Figure 6.1: This figure shows the bitmap index that was created on the STATE column.

Notice the values in the bitmap column for the FL key. The first bit has a value of 1 indicating that the record at offset 1 in the table has the key value. The third bit is 0, indicating that the record at offset 3 in the table does not have the key value. If you were to query the database for records where the STATE column equals FL, the AS/400 could retrieve the bitmap and now knows the offsets for each FL record in the database.

In addition, the bitmaps can be combined via a logical OR to find records with multiple values. For example, querying for state equal to FL or WY would return a bitmap of 1101101 which indicates to retrieve the records at offset 1,2,4,5 and 7.
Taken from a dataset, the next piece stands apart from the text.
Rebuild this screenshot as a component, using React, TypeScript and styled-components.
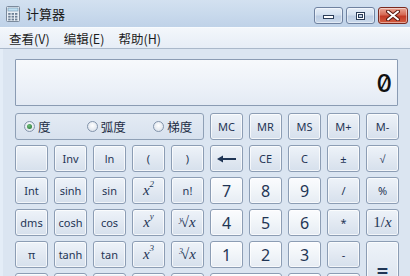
import React, { useState } from 'react';
import styled, { createGlobalStyle, css } from 'styled-components';

const GlobalStyle = createGlobalStyle`
  html, body {
    margin: 0;
    padding: 0;
    overflow: hidden;
    background: #dbe5f1;
  }
  body {
    font-family: 'Noto Sans', 'Noto Sans CJK SC', sans-serif;
  }
`;

const CJK = `'Noto Sans CJK SC', 'Noto Sans', sans-serif`;

const Window = styled.div`
  width: 410px;
  height: 276px;
  overflow: hidden;
  display: flex;
  flex-direction: column;
  background: #dbe5f1;
`;

const TitleBar = styled.div`
  height: 27px;
  flex: none;
  display: flex;
  align-items: center;
  padding: 0 2px 0 6px;
  background: linear-gradient(#d3e1f0 0%, #c8d9ec 55%, #bfd2e8 100%);
`;

const TitleText = styled.span`
  margin-left: 6px;
  font-family: ${CJK};
  font-size: 13px;
  color: #1b1b1b;
  flex: 1;
`;

const CaptionGroup = styled.div`
  display: flex;
  gap: 3px;
  align-self: flex-start;
  margin-top: 7px;
`;

type CapKind = 'plain' | 'close';

const CaptionButton = styled.div<{ $kind: CapKind }>`
  width: ${(p) => (p.$kind === 'close' ? 30 : 29)}px;
  height: 17px;
  box-sizing: border-box;
  border: 1px solid ${(p) => (p.$kind === 'close' ? '#7a2a20' : '#6f82a0')};
  border-radius: 3px;
  display: flex;
  align-items: center;
  justify-content: center;
  box-shadow: inset 0 0 0 1px rgba(255, 255, 255, 0.45);
  background: ${(p) =>
    p.$kind === 'close'
      ? 'linear-gradient(#e9a898 0%, #d66a55 45%, #c23a26 55%, #d35c40 100%)'
      : 'linear-gradient(#e6eef8 0%, #d3e0ef 45%, #bccde3 55%, #cbdaec 100%)'};
`;

const MenuBar = styled.div`
  height: 20px;
  flex: none;
  display: flex;
  align-items: center;
  padding-left: 9px;
  gap: 14px;
  background: linear-gradient(#f3f7fb, #e6edf6);
  border-top: 1px solid #f8fbfe;
  border-bottom: 1px solid #aab8ca;
`;

const MenuItem = styled.span`
  font-family: ${CJK};
  font-size: 12.5px;
  color: #1e1e1e;
`;

const Body = styled.div`
  flex: 1;
  padding: 10px 12px 0 12px;
  background: #dbe5f1;
  border-left: 3px solid #e4edf7;
`;

const Display = styled.div`
  height: 47px;
  box-sizing: border-box;
  border: 1px solid #8a9bb3;
  border-radius: 1px;
  background: linear-gradient(#f7f9fc 0%, #ecf1f8 60%, #e3eaf4 100%);
  display: flex;
  align-items: flex-end;
  justify-content: flex-end;
  padding: 0 5px 9px 0;
  margin-bottom: 7px;
`;

const Readout = styled.span`
  font-family: Inter, 'DejaVu Sans Mono', monospace;
  font-variant-numeric: slashed-zero;
  font-feature-settings: 'zero' 1;
  font-weight: 500;
  font-size: 24px;
  line-height: 24px;
  color: #111;
`;

const Keypad = styled.div`
  display: grid;
  grid-template-columns: repeat(10, 33px);
  grid-auto-rows: 27px;
  column-gap: 6px;
  row-gap: 5px;
`;

const GroupBox = styled.div`
  grid-column: span 5;
  box-sizing: border-box;
  border: 1px solid #8fa0b6;
  border-radius: 3px;
  background: linear-gradient(#e4ebf4, #d7e1ee);
  display: flex;
  align-items: center;
  padding-left: 8px;
`;

const RadioLabel = styled.label<{ $width: number }>`
  display: flex;
  align-items: center;
  width: ${(p) => p.$width}px;
  font-family: ${CJK};
  font-size: 12.5px;
  color: #1e2d45;
`;

const RadioDot = styled.span<{ $on: boolean }>`
  width: 11px;
  height: 11px;
  box-sizing: border-box;
  border-radius: 50%;
  border: 1px solid #8394ab;
  background: radial-gradient(circle at 50% 40%, #ffffff, #d4dce7);
  margin-right: 3px;
  display: flex;
  align-items: center;
  justify-content: center;
  &::after {
    content: '';
    display: ${(p) => (p.$on ? 'block' : 'none')};
    width: 5px;
    height: 5px;
    border-radius: 50%;
    background: radial-gradient(circle at 40% 35%, #6fc07a, #1f6b2e);
  }
`;

type KeyKind = 'fn' | 'num';

const Key = styled.button<{ $kind?: KeyKind; $tall?: boolean; $wide?: boolean }>`
  all: unset;
  box-sizing: border-box;
  border: 1px solid #8c9db4;
  border-radius: 3px;
  display: flex;
  align-items: center;
  justify-content: center;
  color: #1f3555;
  font-family: 'Noto Sans', sans-serif;
  font-size: 11px;
  box-shadow: inset 0 0 0 1px rgba(255, 255, 255, 0.7);
  background: linear-gradient(#eef3f9 0%, #e2e9f2 50%, #d6e0ec 100%);
  ${(p) =>
    p.$kind === 'num' &&
    css`
      font-size: 16px;
      background: linear-gradient(#fbfcfe 0%, #f1f5f9 50%, #e6ecf3 100%);
    `}
  ${(p) => p.$tall && css`grid-row: span 2;`}
  ${(p) => p.$wide && css`grid-column: span 2;`}
`;

const MathLabel = styled.span`
  font-family: 'Liberation Serif', 'DejaVu Serif', serif;
  font-style: italic;
  font-size: 15px;
  color: #1f3555;
  white-space: nowrap;
`;

const Sup = styled.sup`
  font-size: 9px;
  font-style: italic;
  position: relative;
  top: -2px;
  vertical-align: super;
  line-height: 0;
`;

const RootIdx = styled.span`
  font-size: 8px;
  font-style: italic;
  position: relative;
  top: -5px;
  margin-right: -2px;
`;

const Upright = styled.span`
  font-style: normal;
`;

const Equals = styled.span`
  font-size: 20px;
  font-weight: bold;
  line-height: 14px;
`;

const AppIcon = () => (
  <svg width="14" height="16" viewBox="0 0 14 16">
    <rect x="0.5" y="0.5" width="13" height="15" rx="1" fill="#e8eef5" stroke="#7b8a9c" />
    <rect x="2" y="2" width="10" height="3" fill="#bfe0f2" stroke="#6f90aa" strokeWidth="0.6" />
    {[0, 1, 2].map((r) =>
      [0, 1, 2].map((c) => (
        <rect key={`${r}-${c}`} x={2.2 + c * 3.4} y={7 + r * 2.8} width="2.4" height="1.8" fill="#6d7f94" />
      ))
    )}
  </svg>
);

const MinGlyph = () => (
  <svg width="13" height="8" viewBox="0 0 13 8">
    <rect x="1.5" y="3.5" width="10" height="3" fill="#fff" stroke="#2b3d58" />
  </svg>
);

const MaxGlyph = () => (
  <svg width="11" height="10" viewBox="0 0 11 10">
    <rect x="1.5" y="1.5" width="8" height="7" fill="none" stroke="#2b3d58" strokeWidth="1" />
    <rect x="2.5" y="2.5" width="6" height="5" fill="none" stroke="#fff" strokeWidth="1" />
    <rect x="3.5" y="3.5" width="4" height="3" fill="none" stroke="#2b3d58" strokeWidth="1" />
  </svg>
);

const CloseGlyph = () => (
  <svg width="14" height="11" viewBox="0 0 14 11">
    <path d="M2 1.5 L12 9.5 M12 1.5 L2 9.5" stroke="#5a1a12" strokeWidth="4" strokeLinecap="round" />
    <path d="M2 1.5 L12 9.5 M12 1.5 L2 9.5" stroke="#fff" strokeWidth="2" strokeLinecap="round" />
  </svg>
);

const BackArrow = () => (
  <svg width="20" height="8" viewBox="0 0 20 8">
    <path d="M4 4 H19" stroke="#1f3555" strokeWidth="2" />
    <path d="M0 4 L6 0.5 L6 7.5 Z" fill="#1f3555" />
  </svg>
);

type KeyDef = { label: React.ReactNode; kind?: KeyKind; tall?: boolean; wide?: boolean };

const memKeys = ['MC', 'MR', 'MS', 'M+', 'M-'];

const keys: KeyDef[] = [
  { label: '' },
  { label: 'Inv' },
  { label: 'ln' },
  { label: '(' },
  { label: ')' },
  { label: <BackArrow /> },
  { label: 'CE' },
  { label: 'C' },
  { label: '±' },
  { label: '√' },

  { label: 'Int' },
  { label: 'sinh' },
  { label: 'sin' },
  { label: <MathLabel>x<Sup>2</Sup></MathLabel> },
  { label: 'n!' },
  { label: '7', kind: 'num' },
  { label: '8', kind: 'num' },
  { label: '9', kind: 'num' },
  { label: '/' },
  { label: '%' },

  { label: 'dms' },
  { label: 'cosh' },
  { label: 'cos' },
  { label: <MathLabel>x<Sup>y</Sup></MathLabel> },
  { label: <MathLabel><RootIdx>y</RootIdx><Upright>√</Upright>x</MathLabel> },
  { label: '4', kind: 'num' },
  { label: '5', kind: 'num' },
  { label: '6', kind: 'num' },
  { label: '*' },
  { label: <MathLabel><Upright>1/</Upright>x</MathLabel> },

  { label: 'π' },
  { label: 'tanh' },
  { label: 'tan' },
  { label: <MathLabel>x<Sup>3</Sup></MathLabel> },
  { label: <MathLabel><RootIdx>3</RootIdx><Upright>√</Upright>x</MathLabel> },
  { label: '1', kind: 'num' },
  { label: '2', kind: 'num' },
  { label: '3', kind: 'num' },
  { label: '-' },
  { label: <Equals>=</Equals>, tall: true },

  { label: 'F-E' },
  { label: 'Exp' },
  { label: 'Mod' },
  { label: 'log' },
  { label: <MathLabel><Upright>10</Upright><Sup>x</Sup></MathLabel> },
  { label: '0', kind: 'num', wide: true },
  { label: '.', kind: 'num' },
  { label: '+' },
];

const angleModes = [
  { name: '度', width: 63 },
  { name: '弧度', width: 67 },
  { name: '梯度', width: 50 },
];

const App: React.FC = () => {
  const [mode, setMode] = useState('度');

  return (
    <Window>
      <GlobalStyle />
      <TitleBar>
        <AppIcon />
        <TitleText>计算器</TitleText>
        <CaptionGroup>
          <CaptionButton $kind="plain"><MinGlyph /></CaptionButton>
          <CaptionButton $kind="plain"><MaxGlyph /></CaptionButton>
          <CaptionButton $kind="close"><CloseGlyph /></CaptionButton>
        </CaptionGroup>
      </TitleBar>
      <MenuBar>
        <MenuItem>查看(V)</MenuItem>
        <MenuItem>编辑(E)</MenuItem>
        <MenuItem>帮助(H)</MenuItem>
      </MenuBar>
      <Body>
        <Display>
          <Readout>0</Readout>
        </Display>
        <Keypad>
          <GroupBox>
            {angleModes.map((m) => (
              <RadioLabel key={m.name} $width={m.width} onClick={() => setMode(m.name)}>
                <RadioDot $on={mode === m.name} />
                {m.name}
              </RadioLabel>
            ))}
          </GroupBox>
          {memKeys.map((k) => (
            <Key key={k}>{k}</Key>
          ))}
          {keys.map((k, i) => (
            <Key key={i} $kind={k.kind} $tall={k.tall} $wide={k.wide}>
              {k.label}
            </Key>
          ))}
        </Keypad>
      </Body>
    </Window>
  );
};

export default App;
The problem with bitmap structures is that they take a lot of space. Let’s say the example transaction table has 200,000 records where all fifty states are referenced. The storage requirement for a bitmap index is 200,000 * 50 or 10,000,000 bits. These can get unwieldy when you have a large number of distinct key values in a bitmap index. They also cause problems in updating data as the index consists of X number of arrays of bits where X is the number of distinct key values. Adding a lot of data to the database causes the arrays to be re-dimensioned and extended continually. Enter the vector

EVI indexes are an advancement from IBM that allow all of the benefits of a bitmap index but do not have the storage overhead. Instead of using an array of bits for each key value, the AS/400 stores a single array of 1,2 or 4 byte vectors. The number of vectors in the array is equal to the number of records in the table. Each distinct value in the database will be given a vector as it is encountered, and each offset in the array will contain the vector value that represents the column value stored in that record in the table. So an EVI index is a combination of a table that maps keys to vectors and a singular array representing the vector locations in the database. Figure 6.2 shows a conceptual vector table for the transaction data in Table 6.1.

Figure 6.2: This represents the conceptual view of an EVI index over the data in Table 6.1.

When the AS/400 needs to find records in using the above index, it will read the table of vectors to retrieve the vector key for the column values it is searching for and then compare those values to each element in the vector array. This is quite speedy.

The number of bytes required to represent the column data is related directly to the number of distinct values in the column. If the number of distinct values is less than 256, the each vector will be only one byte. If the number of values is less than 32768, it can be represented using only a 2-byte vector. Database columns having more than 32768 distinct values will be represented by a 4-byte vector.

The point of the EVI methodology is that it takes less space than the traditional bitmap index. In addition, the EVI is maintainable in a production environment, whereas bitmap indexes are notorious for causing problems. Another advantage of EVI indexes is that the AS/400 can combine multiple EVI indexes together in memory when resolving a database query. Imagine you have two EVI indexes on the transaction table shown in Table 6.1. The first is on IDATE and the second is on STATE. Now imagine executing the following query:

	IDATE in (‘11/01/2002’,’11/12/2002’,’12/12/2002’) 

The query optimizer may choose to merge the two indexes together to get the result set. This merge can be very fast for statements that will retrieve large numbers of records, so you need to play with EVI indexes on your large tables.